──────── Source excerpt ────────
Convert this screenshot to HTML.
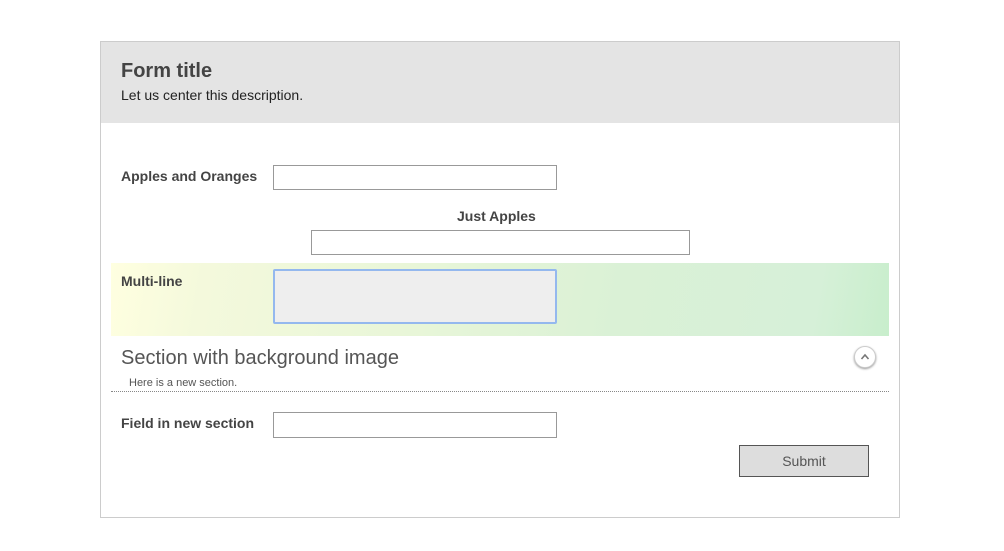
<!DOCTYPE html>
<html><head><style>
body{margin:0;width:1004px;height:551px;background:#fff;font-family:"Liberation Sans",sans-serif;position:relative;overflow:hidden}
.a{position:absolute}
.frame{left:100px;top:41px;width:798px;height:475px;border:1px solid #ccc}
.hdr{left:101px;top:42px;width:798px;height:81px;background:#e4e4e4}
.lbl{font-size:14px;font-weight:bold;color:#444}
.inp{border:1px solid #999;background:#fff;box-sizing:border-box}
</style></head><body>
<div class="a frame"></div>
<div class="a hdr"></div>
<div class="a" style="left:121px;top:60px;font-size:20px;font-weight:bold;color:#444">Form title</div>
<div class="a" style="left:121px;top:87px;font-size:14px;color:#222">Let us center this description.</div>
<div class="a lbl" style="left:121px;top:168px">Apples and Oranges</div>
<div class="a inp" style="left:273px;top:165px;width:284px;height:25px"></div>
<div class="a lbl" style="left:457px;top:208px">Just Apples</div>
<div class="a inp" style="left:311px;top:230px;width:379px;height:25px"></div>
<div class="a" style="left:111px;top:263px;width:778px;height:73px;background:linear-gradient(100deg,#ffffe0 0%,#f4f9dc 12%,#e8f6d8 40%,#daf1d6 65%,#d6f0d8 90%,#c8eecc 100%)"></div>
<div class="a lbl" style="left:121px;top:273px">Multi-line</div>
<div class="a" style="left:273px;top:269px;width:284px;height:55px;box-sizing:border-box;border:2px solid #94b8ee;border-radius:2px;background:#eee"></div>
<div class="a" style="left:121px;top:347px;font-size:20px;color:#555">Section with background image</div>
<div class="a" style="left:854px;top:346px;width:20px;height:20px;border-radius:50%;border:1px solid #ccc;box-shadow:0 1px 2px #999;background:#fff"><svg width="20" height="20" viewBox="0 0 20 20"><path d="M6.5 12 L10 8 L13.5 12" fill="none" stroke="#777" stroke-width="1.6"/></svg></div>
<div class="a" style="left:129px;top:377px;font-size:11px;color:#555">Here is a new section.</div>
<div class="a" style="left:111px;top:391px;width:778px;border-top:1px dotted #888"></div>
<div class="a lbl" style="left:121px;top:415px">Field in new section</div>
<div class="a inp" style="left:273px;top:412px;width:284px;height:26px"></div>
<div class="a" style="left:739px;top:445px;width:130px;height:32px;box-sizing:border-box;border:1px solid #555;background:#ddd;text-align:center;line-height:30px;font-size:14px;color:#555">Submit</div>
</body></html>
────────
■ **What is being asked**:
Your copy of the data should match it exactly, except that pictures are left out.

■ **Output**:
Convert this screenshot to HTML.
<!DOCTYPE html>
<html><head><style>
body{margin:0;width:1004px;height:551px;background:#fff;font-family:"Liberation Sans",sans-serif;position:relative;overflow:hidden}
.a{position:absolute}
.frame{left:100px;top:41px;width:798px;height:475px;border:1px solid #ccc}
.hdr{left:101px;top:42px;width:798px;height:81px;background:#e4e4e4}
.lbl{font-size:14px;font-weight:bold;color:#444}
.inp{border:1px solid #999;background:#fff;box-sizing:border-box}
</style></head><body>
<div class="a frame"></div>
<div class="a hdr"></div>
<div class="a" style="left:121px;top:60px;font-size:20px;font-weight:bold;color:#444">Form title</div>
<div class="a" style="left:121px;top:87px;font-size:14px;color:#222">Let us center this description.</div>
<div class="a lbl" style="left:121px;top:168px">Apples and Oranges</div>
<div class="a inp" style="left:273px;top:165px;width:284px;height:25px"></div>
<div class="a lbl" style="left:457px;top:208px">Just Apples</div>
<div class="a inp" style="left:311px;top:230px;width:379px;height:25px"></div>
<div class="a" style="left:111px;top:263px;width:778px;height:73px;background:linear-gradient(100deg,#ffffe0 0%,#f4f9dc 12%,#e8f6d8 40%,#daf1d6 65%,#d6f0d8 90%,#c8eecc 100%)"></div>
<div class="a lbl" style="left:121px;top:273px">Multi-line</div>
<div class="a" style="left:273px;top:269px;width:284px;height:55px;box-sizing:border-box;border:2px solid #94b8ee;border-radius:2px;background:#eee"></div>
<div class="a" style="left:121px;top:347px;font-size:20px;color:#555">Section with background image</div>
<div class="a" style="left:854px;top:346px;width:20px;height:20px;border-radius:50%;border:1px solid #ccc;box-shadow:0 1px 2px #999;background:#fff"><svg width="20" height="20" viewBox="0 0 20 20"><path d="M6.5 12 L10 8 L13.5 12" fill="none" stroke="#777" stroke-width="1.6"/></svg></div>
<div class="a" style="left:129px;top:377px;font-size:11px;color:#555">Here is a new section.</div>
<div class="a" style="left:111px;top:391px;width:778px;border-top:1px dotted #888"></div>
<div class="a lbl" style="left:121px;top:415px">Field in new section</div>
<div class="a inp" style="left:273px;top:412px;width:284px;height:26px"></div>
<div class="a" style="left:739px;top:445px;width:130px;height:32px;box-sizing:border-box;border:1px solid #555;background:#ddd;text-align:center;line-height:30px;font-size:14px;color:#555">Submit</div>
</body></html>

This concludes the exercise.